Silver Nip Citrus entered into two additional fixed-rate term loans with Prudential to finance the acquisition of a 1,500 acre citrus grove on September 4, 2014. Each loan was in the original amount of $5,500,000 with principal of $55,000 per loan being payable quarterly, together with accrued interest. One loan bears interest at 3.85% per annum (“Pru Loan E”), while the other bore interest at 3.45% per annum (“Pru Loan F”). The interest rate on Pru Loan E is subject to adjustment on September 1, 2019 and every year thereafter until maturity. No adjustment was made at September 1, 2019. Both loans were collateralized by approximately 1,500 gross acres of citrus groves in Charlotte County, Florida. Pru Loan E matures September 1, 2021, and Pru Loan F was scheduled to mature September 1, 2039.

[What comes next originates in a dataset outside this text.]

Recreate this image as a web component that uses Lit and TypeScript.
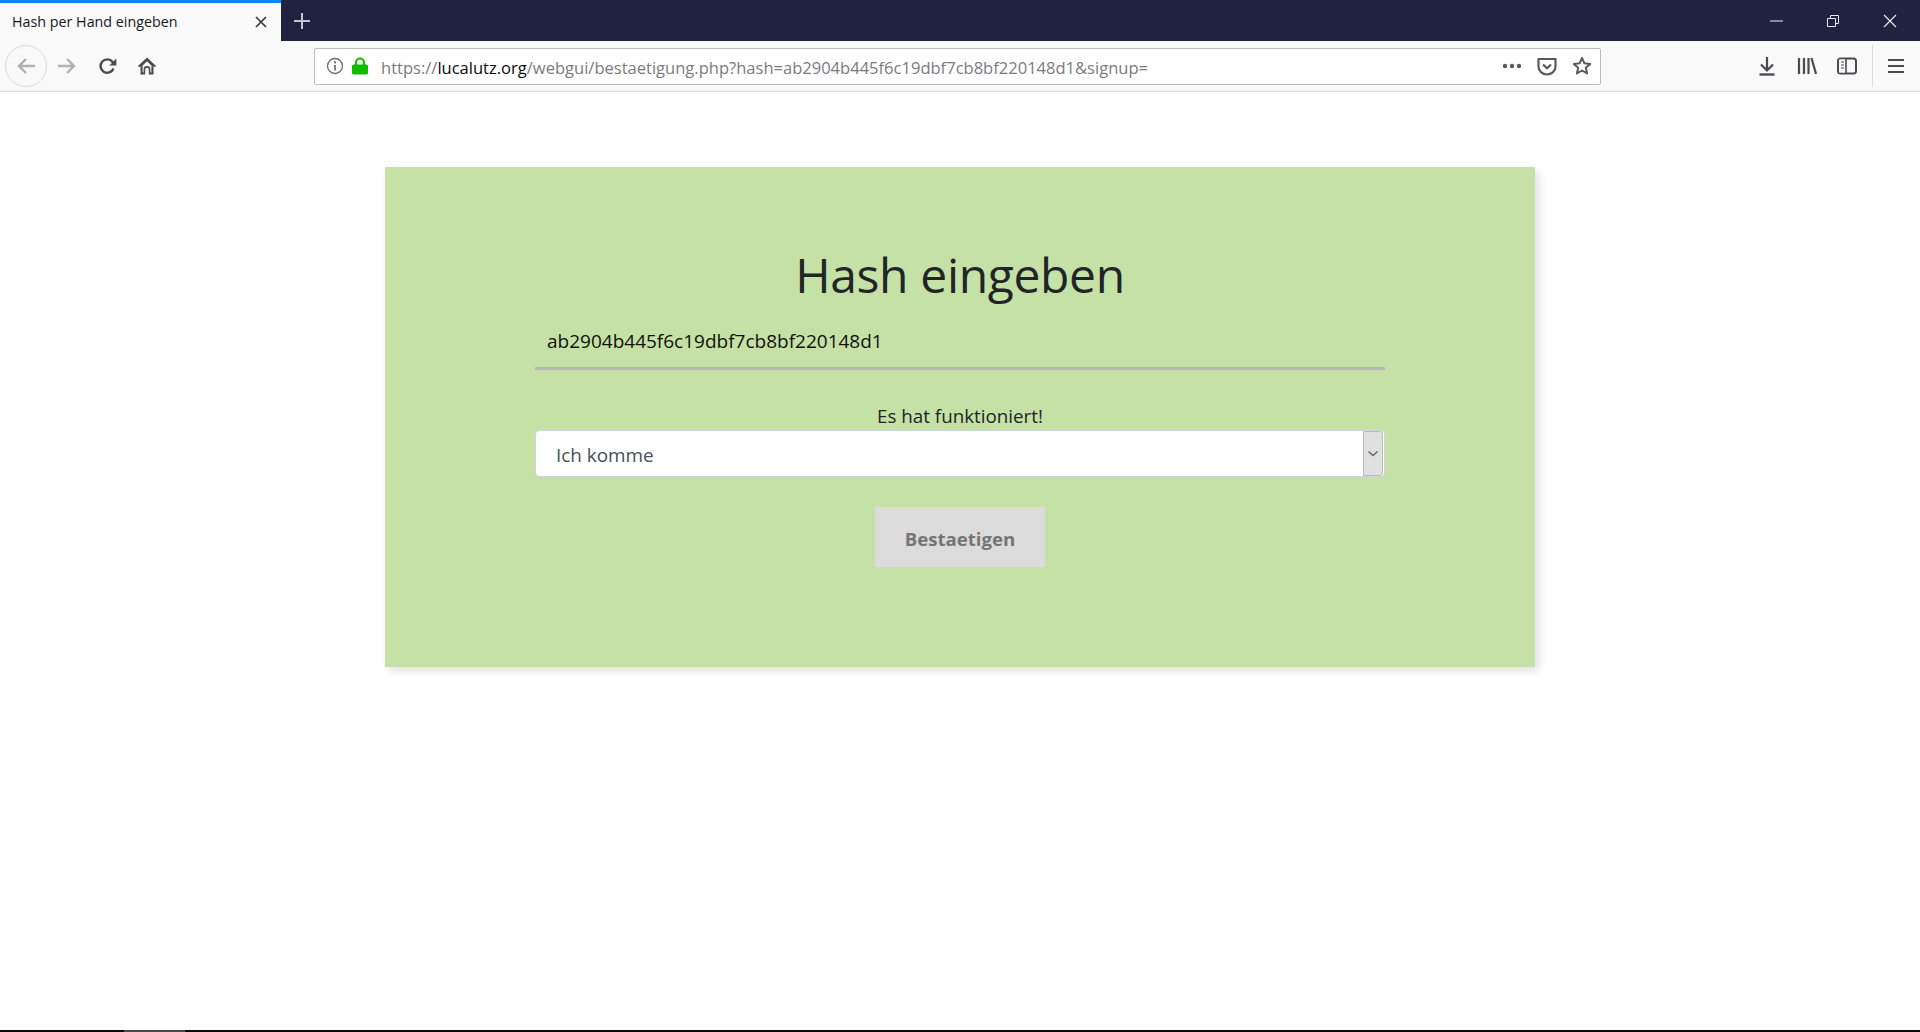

In November 2019, the Company prepaid Pru Loan F in full by paying the then existing principal balance of $4,455,000. As a result of this prepayment, the Company’s required annual principal payments on its Pru Loans was reduced by $220,000 per annum.

The Silver Nip Citrus credit agreements are subject to a financial covenant whereby the consolidated current ratio requirement is 1.00 to 1.00. Silver Nip Citrus was in compliance with the current ratio covenant as of September 30, 2020.

The unamortized balance of deferred financing costs related to the Silver Nip Citrus debt was approximately $208,000 and $271,000 at September 30, 2020 and 2019, respectively.